Oscar worked as a banker for a few years in Griffin, SK, before purchasing some land just outside of Benson, SK. Doris and Oscar had five children: Alfred, Clifford, Aida, Marion and Howard, who is my grandfather. Howard  attended the school in Benson until he was in grade 8 and then he started to work for a farmer. Soon, he wanted his own land. Starting when he was 16, every winter he would go to Regina and work for Sears as a transport truck driver.  As he spent the whole winter in Regina, he started to attend a youth group at one of the United Churches in the city. This is where he met Florence Hertzog, or my grandmother.   Starting going to a young people’s youth group at the united church in Regina. He met Florence Hertzog. Howard had some land that he and his brothers farmed and then after  they got married they bought more. They had three daughters; Theresa, Michelle, Debbie.

Grandma (Florence Hertzog)

My Grandma grew up without a father as he passed away when she was 2. His name was Russell and he came to Canada from Germany. Margaret Gerdes, was my grandmother’s mom. She came from England with her family. Margaret and Russell met each other on the boat coming to Canada. They eventually decided to live and raise a family in Regina, SK. Wayne, Roy, Harold and Florence are the four children of Margaret and Russell.




The deBoth Back Story

Grandpa (Frank deBoth)

On my dad’s side of the family, I have ties to Holland and England. My great grandparents on the deBoth side, immigrated to Canada from Holland. Their names, Frank and Elizabeth deBoth settled in Saskatchewan and raised four children: Frank, Theresa, Fred and Elizabeth. My last name is often spelt “de Both” or “Deboth”, however, I have always spelt it “deBoth” as in “de-both-of-us”. This has caused me to have a more difficult time figuring out a backstory for this side of the family. My grandpa does not talk much about his parents, so I am still working to figure out more information about the deBoth side of my family.

Grandma (Mary Siddons)

My grandma’s parents, Elsie and James Siddons, moved from England to Canada. They chose Saskatchewan as their landing pad and raised 5 children: Penny, Mary, Gene, Gordon and Noreen. Since my Grandma and her siblings have passed away, I am still working to figure out more information about the Siddon’s side of my family as well.


Considering Myself As Settler

I was faced with considering myself as a settler when my group decided to pick the topic of the term settler for our group facilitation. I was intrigued by this topic because I still have difficulty calling myself a settler. During the preparation for this seminar, I read various materials regarding the term settler. One passage stood out to me and I used it as a part of or seminar as it helped me understand a bit more about what the term settler means to me.

Settler. The word voices relationships to structures and processes in Canada today, to the histories of our peoples on this land, to Indigenous peoples, and to our own day-to-day choices and actions. Settler. This word turns us towards uncomfortable realisations, difficult subjects and potential complicity in systems of dispossession and violence. Settler. The word represents a tool, a way of understanding and choosing to act differently. A tool we can use to confront the fundamental problems and injustices in Canada today. Settler. It is analytical, personal. and uncomfortable. It can be an identity that we claim or deny, but that we inevitably live and embody. It is who we are, as a people, on these lands. ”
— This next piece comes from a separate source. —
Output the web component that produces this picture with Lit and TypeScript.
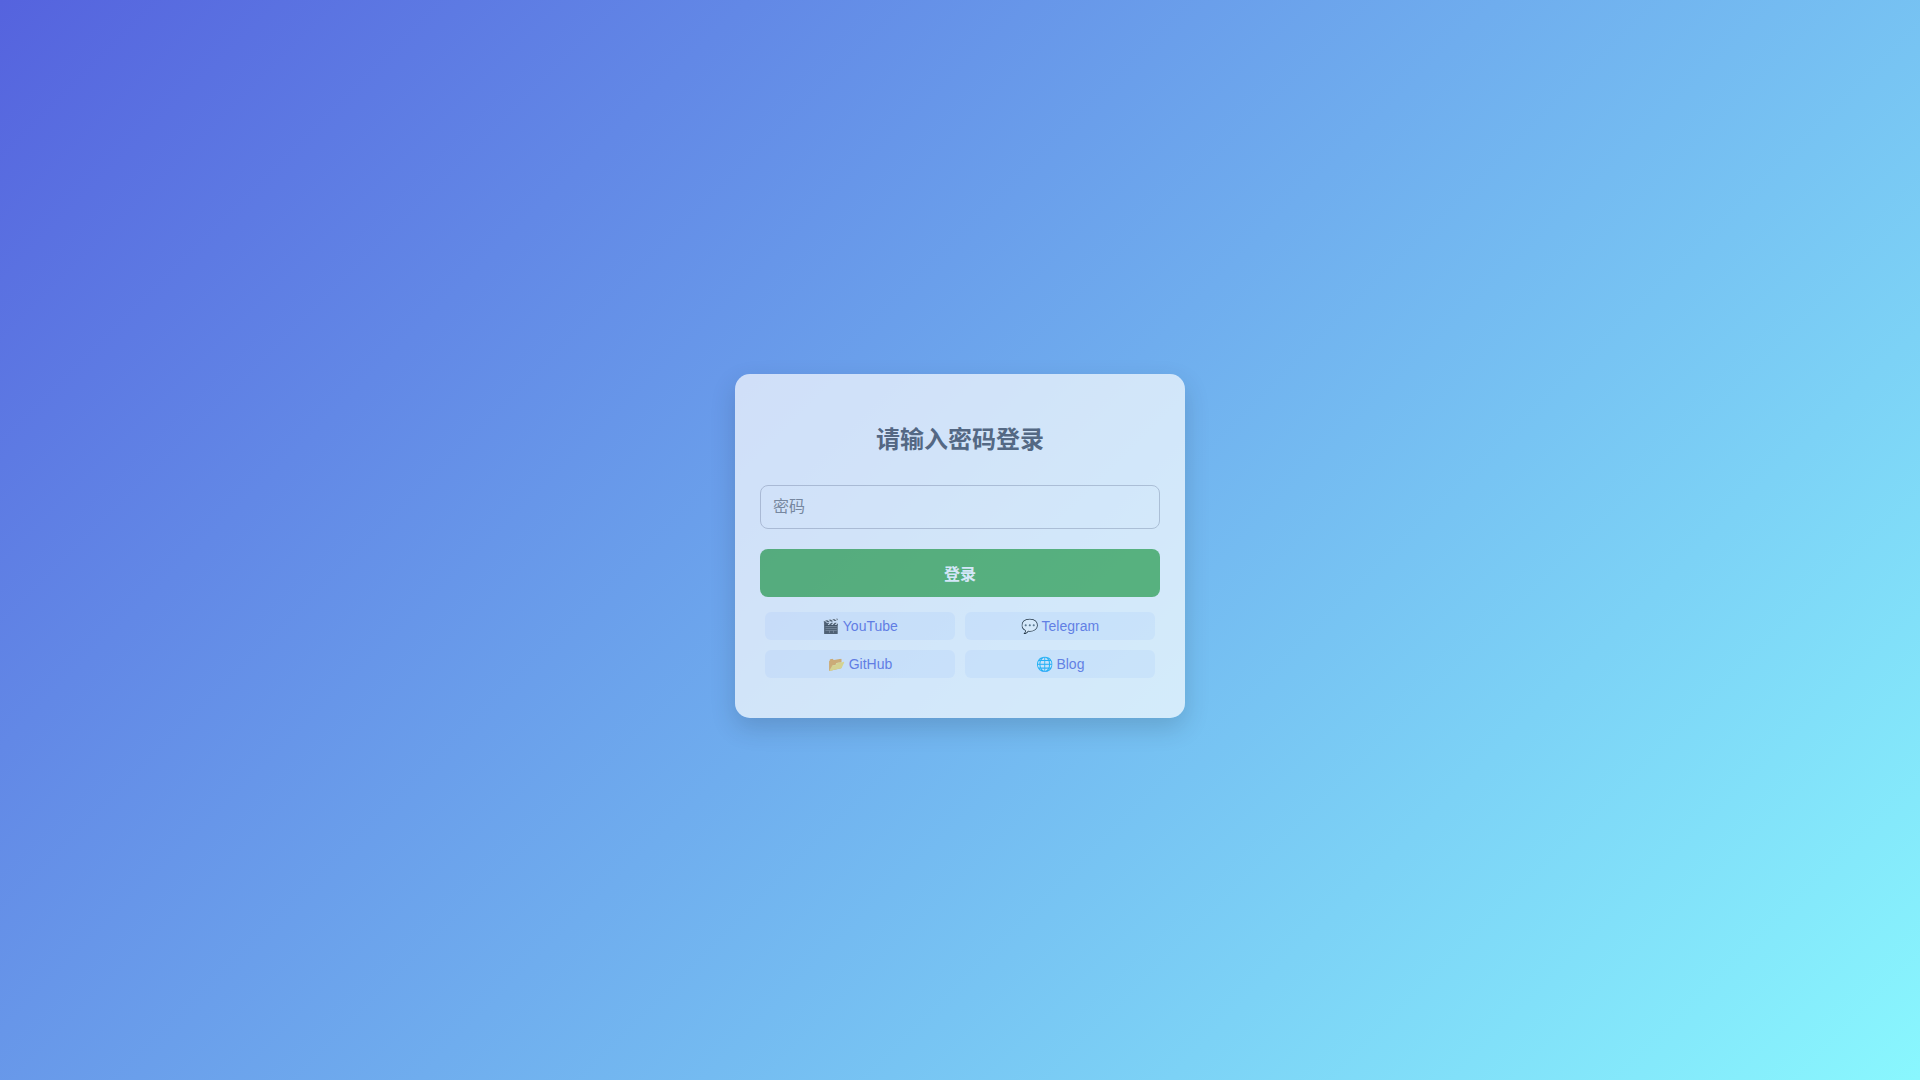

” We are Settler Canadians.”

Lowman, E. & Barker, A. (2015); Settler Identity and Colonialism in 21st Century Canada.; Fernwood Publishing, Black Point, Nova Scotia. Print. Pg. 2.

Reading this passage solidified for me that I am a settler. As a part of my treaty walk, I have been looking for opportunities to learn more and expand my learning or perhaps unlearn some of my colonial ways. In the opportunity of reading about the term settler, I was awoken to the idea that the reason that I have had great difficulty with calling myself a settler is because it disrupts my identity that was rooted in being a Canadian citizen. I have realized that I am a settler as my ancestors came from Holland and started a new life for themselves in Canad. After this reading, I tried to tell myself that the term settler is not a bad one for me to associated with; however, it is a part of my truth and my life story and in order for me to truly understand who I am, I must accept and adapt that term.

In saying this, I naturally bring up the topic of naming oneself. From the beginning of my ECCU journey until now, I have realized that I am a settler, but I am not satisfied with that term. The passion and connection that I have felt towards learning about and engaging with Indigenous Peoples worldview and knowledge has shown me that I am a Settler who wants to know more. One of my peers, April, named herself as a “Seeking Settler” and this far in my journey, I would say that this is the term that I would name myself as. However, I know that the more I learn, and the more I explore what it means to be a treaty person, that I acquire my own name for myself. That is all for now.